Given problem
Which lines below hold the word "React"? Copy all of them.

>> BEGIN

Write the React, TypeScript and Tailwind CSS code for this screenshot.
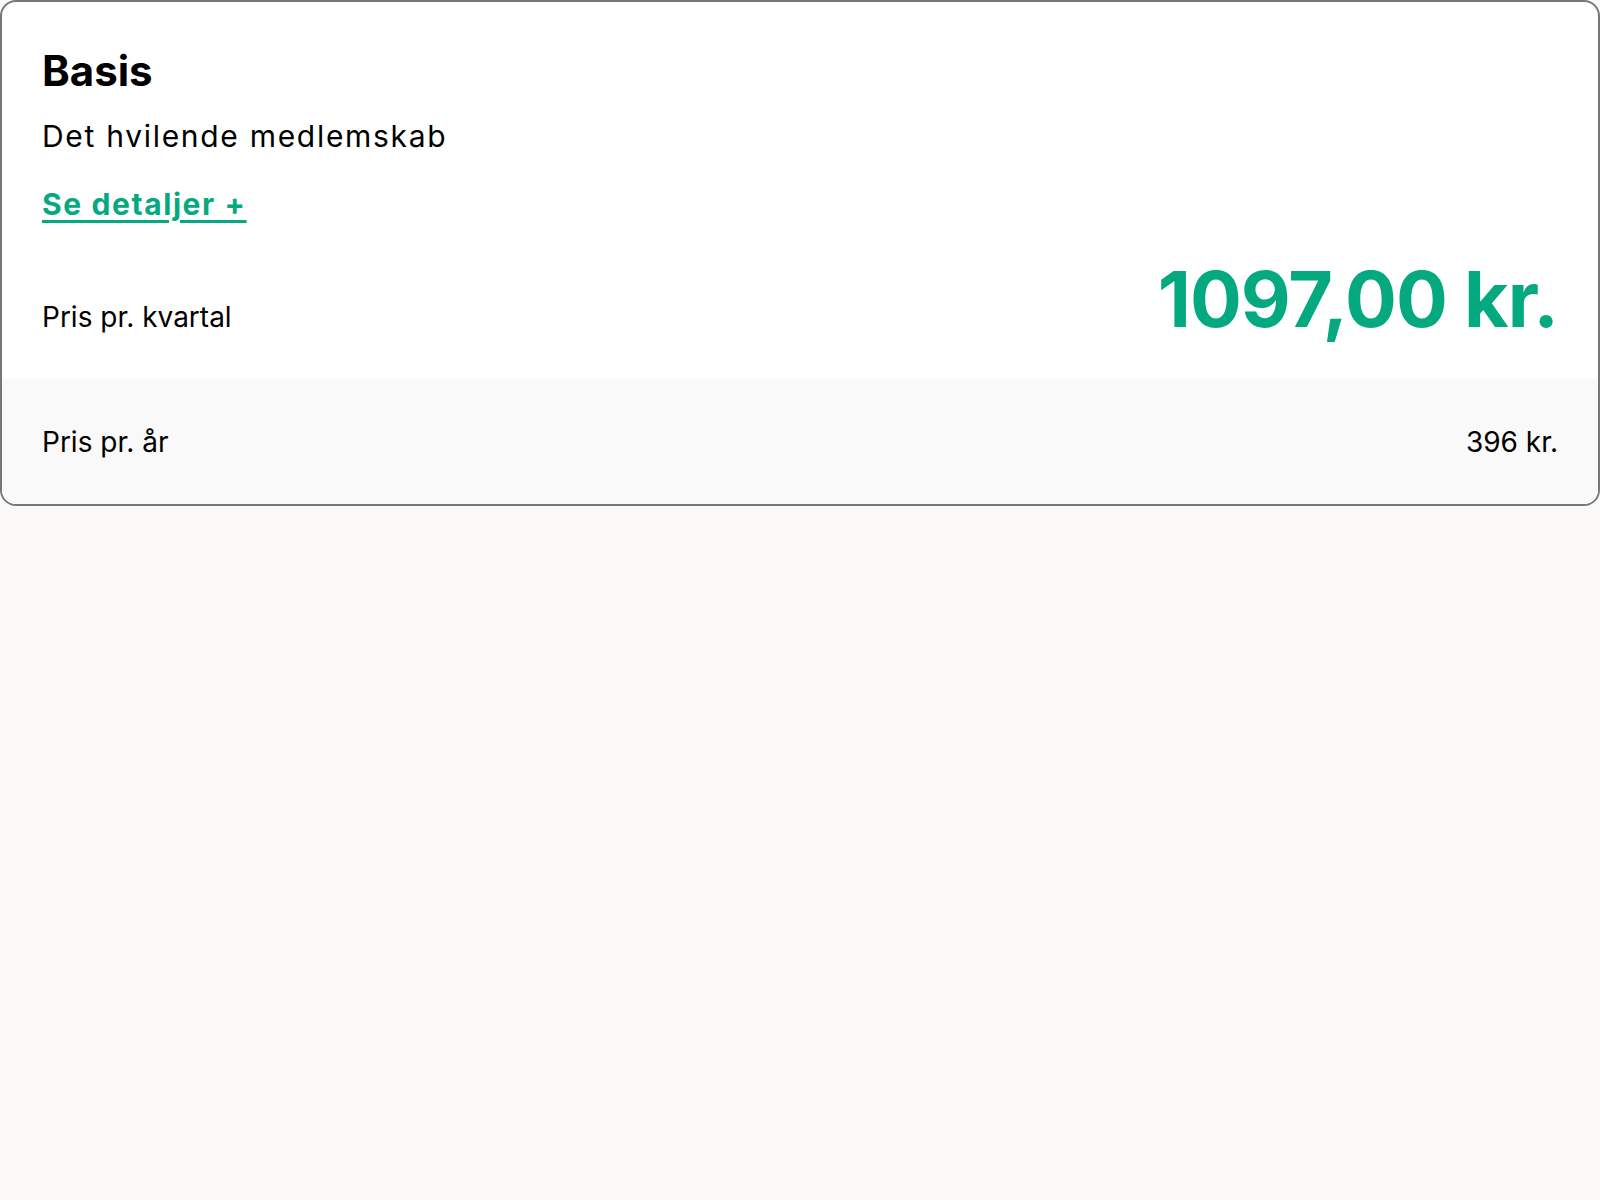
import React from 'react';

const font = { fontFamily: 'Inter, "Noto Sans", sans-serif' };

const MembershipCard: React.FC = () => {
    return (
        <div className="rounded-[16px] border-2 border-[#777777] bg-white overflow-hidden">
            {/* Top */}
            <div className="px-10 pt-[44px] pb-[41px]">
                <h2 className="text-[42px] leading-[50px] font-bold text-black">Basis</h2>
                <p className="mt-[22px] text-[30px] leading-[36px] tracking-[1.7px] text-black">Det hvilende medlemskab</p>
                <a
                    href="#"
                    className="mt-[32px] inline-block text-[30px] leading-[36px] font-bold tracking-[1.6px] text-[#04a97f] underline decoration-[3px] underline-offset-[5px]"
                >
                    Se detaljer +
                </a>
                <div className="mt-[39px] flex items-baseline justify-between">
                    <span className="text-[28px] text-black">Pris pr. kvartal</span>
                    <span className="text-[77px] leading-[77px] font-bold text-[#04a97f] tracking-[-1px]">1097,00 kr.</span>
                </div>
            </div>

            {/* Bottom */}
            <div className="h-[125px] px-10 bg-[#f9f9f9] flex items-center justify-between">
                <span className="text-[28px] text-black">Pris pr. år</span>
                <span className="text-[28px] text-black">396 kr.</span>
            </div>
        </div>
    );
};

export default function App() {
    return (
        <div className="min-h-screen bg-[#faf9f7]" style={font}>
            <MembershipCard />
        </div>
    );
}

>> END

Task result
Write the React, TypeScript and Tailwind CSS code for this screenshot.
import React from 'react';
const MembershipCard: React.FC = () => {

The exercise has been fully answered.